start WORKING DATA
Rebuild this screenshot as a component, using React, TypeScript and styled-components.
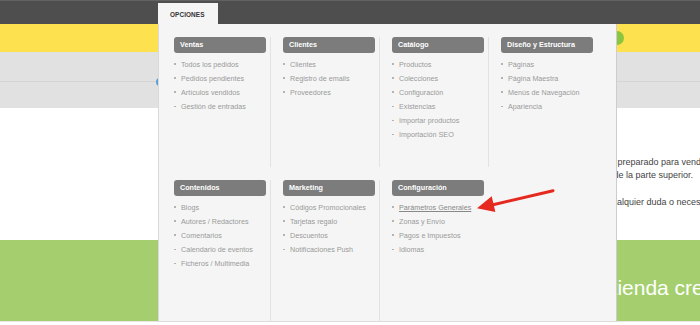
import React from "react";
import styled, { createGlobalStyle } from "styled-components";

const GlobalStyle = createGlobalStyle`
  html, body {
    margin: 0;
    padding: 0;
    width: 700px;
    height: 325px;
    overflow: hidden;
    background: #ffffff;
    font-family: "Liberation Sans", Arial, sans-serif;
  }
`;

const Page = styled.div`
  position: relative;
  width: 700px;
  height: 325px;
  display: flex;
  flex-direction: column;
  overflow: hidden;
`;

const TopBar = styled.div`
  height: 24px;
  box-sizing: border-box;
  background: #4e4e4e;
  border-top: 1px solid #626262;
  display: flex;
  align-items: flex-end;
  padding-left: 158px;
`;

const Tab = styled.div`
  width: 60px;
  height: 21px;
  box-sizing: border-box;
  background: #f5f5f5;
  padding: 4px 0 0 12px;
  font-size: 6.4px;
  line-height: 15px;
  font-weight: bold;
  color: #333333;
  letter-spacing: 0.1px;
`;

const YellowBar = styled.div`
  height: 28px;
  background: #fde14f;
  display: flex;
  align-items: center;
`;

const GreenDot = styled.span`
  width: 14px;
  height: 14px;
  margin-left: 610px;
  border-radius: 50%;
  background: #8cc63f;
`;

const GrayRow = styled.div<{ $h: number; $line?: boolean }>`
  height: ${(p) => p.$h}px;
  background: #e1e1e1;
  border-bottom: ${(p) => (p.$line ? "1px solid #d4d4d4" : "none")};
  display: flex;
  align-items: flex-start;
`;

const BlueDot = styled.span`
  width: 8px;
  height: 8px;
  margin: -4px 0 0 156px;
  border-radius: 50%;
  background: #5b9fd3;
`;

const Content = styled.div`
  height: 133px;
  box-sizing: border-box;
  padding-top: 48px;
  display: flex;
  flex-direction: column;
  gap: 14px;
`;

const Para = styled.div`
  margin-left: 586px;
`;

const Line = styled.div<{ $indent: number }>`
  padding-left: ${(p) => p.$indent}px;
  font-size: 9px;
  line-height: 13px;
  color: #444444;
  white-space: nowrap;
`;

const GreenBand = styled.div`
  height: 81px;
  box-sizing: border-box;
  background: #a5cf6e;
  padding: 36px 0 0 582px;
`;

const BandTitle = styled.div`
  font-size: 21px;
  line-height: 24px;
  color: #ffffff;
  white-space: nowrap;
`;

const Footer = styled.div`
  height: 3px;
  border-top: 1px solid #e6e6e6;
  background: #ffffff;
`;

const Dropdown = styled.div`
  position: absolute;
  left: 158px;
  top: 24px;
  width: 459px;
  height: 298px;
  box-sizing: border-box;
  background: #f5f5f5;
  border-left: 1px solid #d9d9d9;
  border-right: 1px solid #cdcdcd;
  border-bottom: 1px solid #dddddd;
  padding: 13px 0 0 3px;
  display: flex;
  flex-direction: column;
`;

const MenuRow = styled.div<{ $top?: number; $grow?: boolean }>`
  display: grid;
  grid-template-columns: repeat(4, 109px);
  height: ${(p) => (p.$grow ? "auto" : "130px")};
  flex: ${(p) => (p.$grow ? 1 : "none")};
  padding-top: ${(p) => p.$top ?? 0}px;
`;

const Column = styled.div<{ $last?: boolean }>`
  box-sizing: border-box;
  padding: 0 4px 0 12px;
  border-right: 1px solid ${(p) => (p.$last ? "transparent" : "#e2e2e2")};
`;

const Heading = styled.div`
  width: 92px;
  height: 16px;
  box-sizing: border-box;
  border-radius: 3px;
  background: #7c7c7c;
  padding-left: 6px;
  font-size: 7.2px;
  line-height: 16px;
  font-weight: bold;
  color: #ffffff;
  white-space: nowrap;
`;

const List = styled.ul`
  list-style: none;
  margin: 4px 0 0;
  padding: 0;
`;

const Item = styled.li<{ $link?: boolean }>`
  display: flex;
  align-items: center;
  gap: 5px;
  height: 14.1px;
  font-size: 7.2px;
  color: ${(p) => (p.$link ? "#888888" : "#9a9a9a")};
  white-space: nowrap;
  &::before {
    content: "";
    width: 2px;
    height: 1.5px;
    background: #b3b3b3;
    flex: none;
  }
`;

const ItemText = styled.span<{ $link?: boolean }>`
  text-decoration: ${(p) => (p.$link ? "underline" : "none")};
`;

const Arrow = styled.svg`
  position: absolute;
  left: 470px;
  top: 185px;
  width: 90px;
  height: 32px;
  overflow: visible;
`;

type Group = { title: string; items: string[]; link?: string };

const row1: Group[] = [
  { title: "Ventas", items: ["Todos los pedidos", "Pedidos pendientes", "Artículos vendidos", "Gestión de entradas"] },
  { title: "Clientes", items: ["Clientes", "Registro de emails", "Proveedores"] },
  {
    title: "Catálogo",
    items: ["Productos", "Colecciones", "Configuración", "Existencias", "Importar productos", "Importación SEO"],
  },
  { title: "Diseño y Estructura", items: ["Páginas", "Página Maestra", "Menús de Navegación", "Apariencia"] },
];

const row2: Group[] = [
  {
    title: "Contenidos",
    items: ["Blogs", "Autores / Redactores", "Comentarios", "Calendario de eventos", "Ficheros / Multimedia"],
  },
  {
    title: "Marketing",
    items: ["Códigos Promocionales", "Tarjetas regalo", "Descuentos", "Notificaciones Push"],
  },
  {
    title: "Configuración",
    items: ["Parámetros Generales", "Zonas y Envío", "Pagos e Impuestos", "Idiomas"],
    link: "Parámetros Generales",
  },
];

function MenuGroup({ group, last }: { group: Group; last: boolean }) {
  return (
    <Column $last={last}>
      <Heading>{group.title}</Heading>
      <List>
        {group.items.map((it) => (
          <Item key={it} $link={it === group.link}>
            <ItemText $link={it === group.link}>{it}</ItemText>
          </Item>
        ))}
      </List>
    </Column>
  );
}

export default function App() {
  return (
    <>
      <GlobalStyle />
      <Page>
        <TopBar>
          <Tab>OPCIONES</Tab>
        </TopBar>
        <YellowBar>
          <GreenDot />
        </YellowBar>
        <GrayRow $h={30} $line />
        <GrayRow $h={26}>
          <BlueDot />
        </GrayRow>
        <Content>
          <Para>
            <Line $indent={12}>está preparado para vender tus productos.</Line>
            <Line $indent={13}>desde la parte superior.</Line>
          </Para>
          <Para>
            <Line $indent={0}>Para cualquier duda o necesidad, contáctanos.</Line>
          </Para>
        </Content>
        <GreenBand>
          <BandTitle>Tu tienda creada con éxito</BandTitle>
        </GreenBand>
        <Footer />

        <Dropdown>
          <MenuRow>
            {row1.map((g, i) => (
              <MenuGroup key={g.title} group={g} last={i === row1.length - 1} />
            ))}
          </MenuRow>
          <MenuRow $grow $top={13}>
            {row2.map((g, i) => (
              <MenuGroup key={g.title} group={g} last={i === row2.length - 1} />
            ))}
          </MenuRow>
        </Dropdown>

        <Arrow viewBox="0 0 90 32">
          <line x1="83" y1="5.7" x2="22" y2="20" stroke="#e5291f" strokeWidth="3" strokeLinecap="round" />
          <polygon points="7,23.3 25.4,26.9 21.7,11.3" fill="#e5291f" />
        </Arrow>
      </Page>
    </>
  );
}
end WORKING DATA
start WORKING DATA
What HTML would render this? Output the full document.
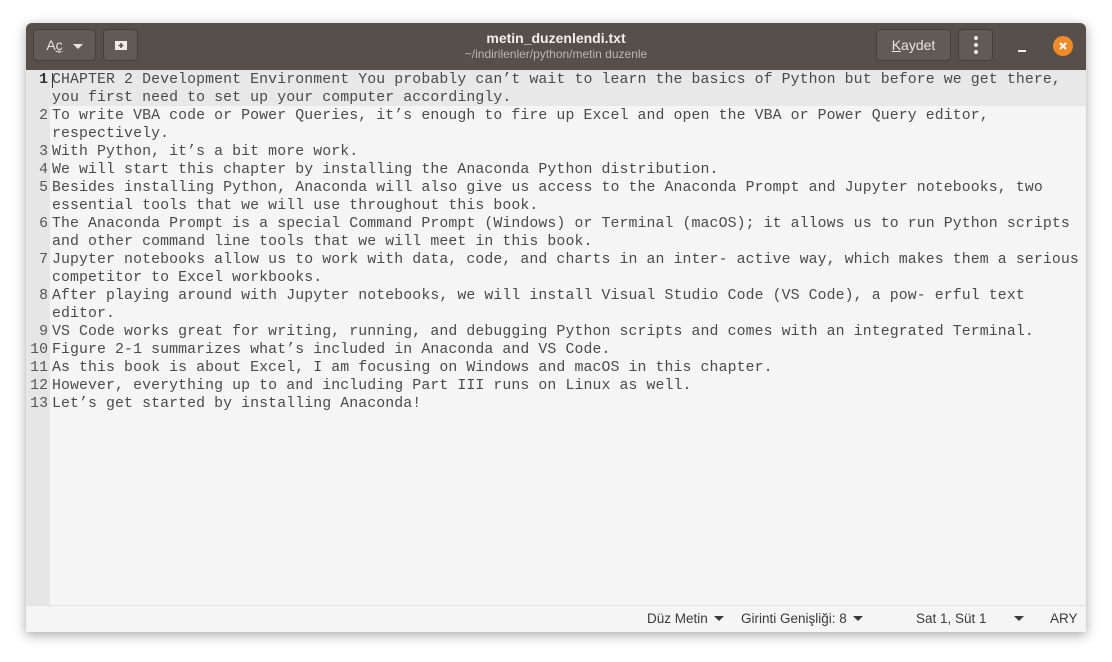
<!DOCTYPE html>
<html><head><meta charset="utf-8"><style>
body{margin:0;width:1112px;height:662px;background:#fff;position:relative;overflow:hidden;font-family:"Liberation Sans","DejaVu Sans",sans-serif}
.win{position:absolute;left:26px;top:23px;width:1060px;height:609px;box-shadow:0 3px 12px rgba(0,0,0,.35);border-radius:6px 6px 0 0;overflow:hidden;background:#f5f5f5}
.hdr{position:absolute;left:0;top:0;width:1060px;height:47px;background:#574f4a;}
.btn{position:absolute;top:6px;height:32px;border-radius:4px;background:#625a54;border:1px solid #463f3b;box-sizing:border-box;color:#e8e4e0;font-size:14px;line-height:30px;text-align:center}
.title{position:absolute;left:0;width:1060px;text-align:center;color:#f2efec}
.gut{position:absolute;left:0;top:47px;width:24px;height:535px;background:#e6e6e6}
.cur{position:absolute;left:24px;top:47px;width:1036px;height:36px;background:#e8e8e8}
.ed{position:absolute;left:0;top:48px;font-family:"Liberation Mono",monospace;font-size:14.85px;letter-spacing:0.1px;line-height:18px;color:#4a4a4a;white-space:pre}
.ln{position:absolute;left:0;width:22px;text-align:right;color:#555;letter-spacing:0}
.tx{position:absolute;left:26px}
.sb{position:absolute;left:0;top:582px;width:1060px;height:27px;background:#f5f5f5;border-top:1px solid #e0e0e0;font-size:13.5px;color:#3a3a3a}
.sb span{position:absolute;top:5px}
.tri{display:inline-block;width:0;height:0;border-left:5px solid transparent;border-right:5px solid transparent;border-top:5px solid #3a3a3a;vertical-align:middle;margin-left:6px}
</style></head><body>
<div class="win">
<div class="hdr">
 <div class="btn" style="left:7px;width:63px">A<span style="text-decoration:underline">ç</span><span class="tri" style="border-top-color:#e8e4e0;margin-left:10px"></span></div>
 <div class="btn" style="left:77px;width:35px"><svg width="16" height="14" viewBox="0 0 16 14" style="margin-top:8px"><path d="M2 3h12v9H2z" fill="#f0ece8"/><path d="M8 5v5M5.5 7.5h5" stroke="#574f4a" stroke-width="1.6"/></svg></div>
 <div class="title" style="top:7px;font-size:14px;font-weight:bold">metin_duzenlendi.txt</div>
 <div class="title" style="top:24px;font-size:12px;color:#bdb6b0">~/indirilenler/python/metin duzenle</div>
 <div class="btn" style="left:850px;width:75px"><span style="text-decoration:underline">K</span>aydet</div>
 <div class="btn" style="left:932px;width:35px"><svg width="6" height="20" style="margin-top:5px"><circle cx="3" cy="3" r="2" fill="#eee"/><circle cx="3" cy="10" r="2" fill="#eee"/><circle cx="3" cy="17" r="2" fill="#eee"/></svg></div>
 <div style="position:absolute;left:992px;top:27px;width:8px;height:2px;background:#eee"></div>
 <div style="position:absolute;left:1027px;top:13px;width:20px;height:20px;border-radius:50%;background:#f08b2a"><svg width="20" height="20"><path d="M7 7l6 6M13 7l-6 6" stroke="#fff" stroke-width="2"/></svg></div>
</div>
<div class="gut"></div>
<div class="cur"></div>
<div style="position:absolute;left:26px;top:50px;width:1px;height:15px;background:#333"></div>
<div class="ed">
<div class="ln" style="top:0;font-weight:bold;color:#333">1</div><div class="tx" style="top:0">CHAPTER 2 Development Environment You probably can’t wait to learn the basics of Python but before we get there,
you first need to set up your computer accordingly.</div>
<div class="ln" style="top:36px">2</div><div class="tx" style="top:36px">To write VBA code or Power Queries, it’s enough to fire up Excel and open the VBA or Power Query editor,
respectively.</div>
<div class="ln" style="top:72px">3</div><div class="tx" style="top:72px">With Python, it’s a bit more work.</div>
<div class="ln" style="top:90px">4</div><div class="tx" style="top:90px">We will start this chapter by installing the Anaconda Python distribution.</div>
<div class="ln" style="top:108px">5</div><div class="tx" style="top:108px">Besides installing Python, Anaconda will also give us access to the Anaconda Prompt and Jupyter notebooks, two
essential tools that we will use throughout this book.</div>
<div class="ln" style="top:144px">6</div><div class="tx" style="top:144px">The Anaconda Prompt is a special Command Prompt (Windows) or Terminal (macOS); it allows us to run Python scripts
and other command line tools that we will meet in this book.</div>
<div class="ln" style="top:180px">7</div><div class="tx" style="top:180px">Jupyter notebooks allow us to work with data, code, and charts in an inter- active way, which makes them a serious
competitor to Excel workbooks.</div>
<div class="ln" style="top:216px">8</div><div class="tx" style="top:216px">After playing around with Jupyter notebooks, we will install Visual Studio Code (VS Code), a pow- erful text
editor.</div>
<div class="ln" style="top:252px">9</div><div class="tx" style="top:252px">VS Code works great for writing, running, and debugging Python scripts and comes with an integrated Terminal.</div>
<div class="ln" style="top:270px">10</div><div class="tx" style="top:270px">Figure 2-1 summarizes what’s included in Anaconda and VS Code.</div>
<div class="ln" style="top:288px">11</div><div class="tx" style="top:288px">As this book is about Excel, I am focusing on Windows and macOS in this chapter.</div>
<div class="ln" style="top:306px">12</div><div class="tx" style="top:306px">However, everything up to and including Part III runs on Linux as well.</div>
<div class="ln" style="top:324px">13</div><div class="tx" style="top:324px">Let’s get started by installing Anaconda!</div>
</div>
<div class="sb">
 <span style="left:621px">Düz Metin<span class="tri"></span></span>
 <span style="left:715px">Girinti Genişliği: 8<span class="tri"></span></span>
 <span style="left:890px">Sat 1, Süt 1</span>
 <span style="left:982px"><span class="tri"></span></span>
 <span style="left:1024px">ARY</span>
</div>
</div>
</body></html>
end WORKING DATA
start WORKING DATA
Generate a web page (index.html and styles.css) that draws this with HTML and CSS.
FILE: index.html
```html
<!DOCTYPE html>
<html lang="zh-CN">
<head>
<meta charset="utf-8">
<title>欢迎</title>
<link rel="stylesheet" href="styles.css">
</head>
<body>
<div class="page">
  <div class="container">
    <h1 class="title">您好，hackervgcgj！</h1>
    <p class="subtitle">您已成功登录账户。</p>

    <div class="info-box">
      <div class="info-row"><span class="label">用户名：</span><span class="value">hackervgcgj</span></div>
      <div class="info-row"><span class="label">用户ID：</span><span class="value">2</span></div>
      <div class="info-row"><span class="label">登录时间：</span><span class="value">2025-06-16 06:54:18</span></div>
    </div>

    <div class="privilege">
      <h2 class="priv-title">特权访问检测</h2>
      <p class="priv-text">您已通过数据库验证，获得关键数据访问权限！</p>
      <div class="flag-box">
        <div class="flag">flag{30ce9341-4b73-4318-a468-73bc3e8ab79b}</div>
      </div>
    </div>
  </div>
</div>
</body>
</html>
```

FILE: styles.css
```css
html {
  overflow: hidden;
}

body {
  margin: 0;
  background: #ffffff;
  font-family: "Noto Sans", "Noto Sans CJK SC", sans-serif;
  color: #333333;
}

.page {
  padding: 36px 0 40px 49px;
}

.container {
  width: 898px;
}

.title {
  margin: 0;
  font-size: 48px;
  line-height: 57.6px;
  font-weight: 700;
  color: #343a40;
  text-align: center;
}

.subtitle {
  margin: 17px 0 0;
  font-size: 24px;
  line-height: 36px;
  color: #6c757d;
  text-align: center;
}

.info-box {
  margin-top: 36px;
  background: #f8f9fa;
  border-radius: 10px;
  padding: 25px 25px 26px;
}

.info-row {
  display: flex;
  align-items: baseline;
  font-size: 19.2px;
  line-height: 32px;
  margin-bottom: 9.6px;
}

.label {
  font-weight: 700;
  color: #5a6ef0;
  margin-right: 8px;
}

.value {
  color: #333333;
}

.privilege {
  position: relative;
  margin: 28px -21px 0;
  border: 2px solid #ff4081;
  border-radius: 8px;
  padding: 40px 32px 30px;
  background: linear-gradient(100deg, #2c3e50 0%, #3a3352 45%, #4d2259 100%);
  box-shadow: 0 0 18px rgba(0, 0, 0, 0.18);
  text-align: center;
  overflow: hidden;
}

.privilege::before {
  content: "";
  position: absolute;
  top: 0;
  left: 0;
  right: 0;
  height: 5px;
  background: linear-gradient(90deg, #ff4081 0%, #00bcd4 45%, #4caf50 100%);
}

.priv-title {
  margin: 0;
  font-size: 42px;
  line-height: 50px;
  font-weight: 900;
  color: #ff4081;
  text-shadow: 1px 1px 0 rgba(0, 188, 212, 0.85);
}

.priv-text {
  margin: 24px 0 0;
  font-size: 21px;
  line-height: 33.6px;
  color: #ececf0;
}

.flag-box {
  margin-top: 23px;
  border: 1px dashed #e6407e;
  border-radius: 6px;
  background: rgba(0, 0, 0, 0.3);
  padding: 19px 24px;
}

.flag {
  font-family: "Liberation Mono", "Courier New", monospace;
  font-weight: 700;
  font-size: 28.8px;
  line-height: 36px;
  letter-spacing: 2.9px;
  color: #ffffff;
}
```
end WORKING DATA
• _STATED GOAL_
Report each line in the preceding entries that holds the string "index".

• _FULL OUTPUT_
Generate a web page (index.html and styles.css) that draws this with HTML and CSS.
FILE: index.html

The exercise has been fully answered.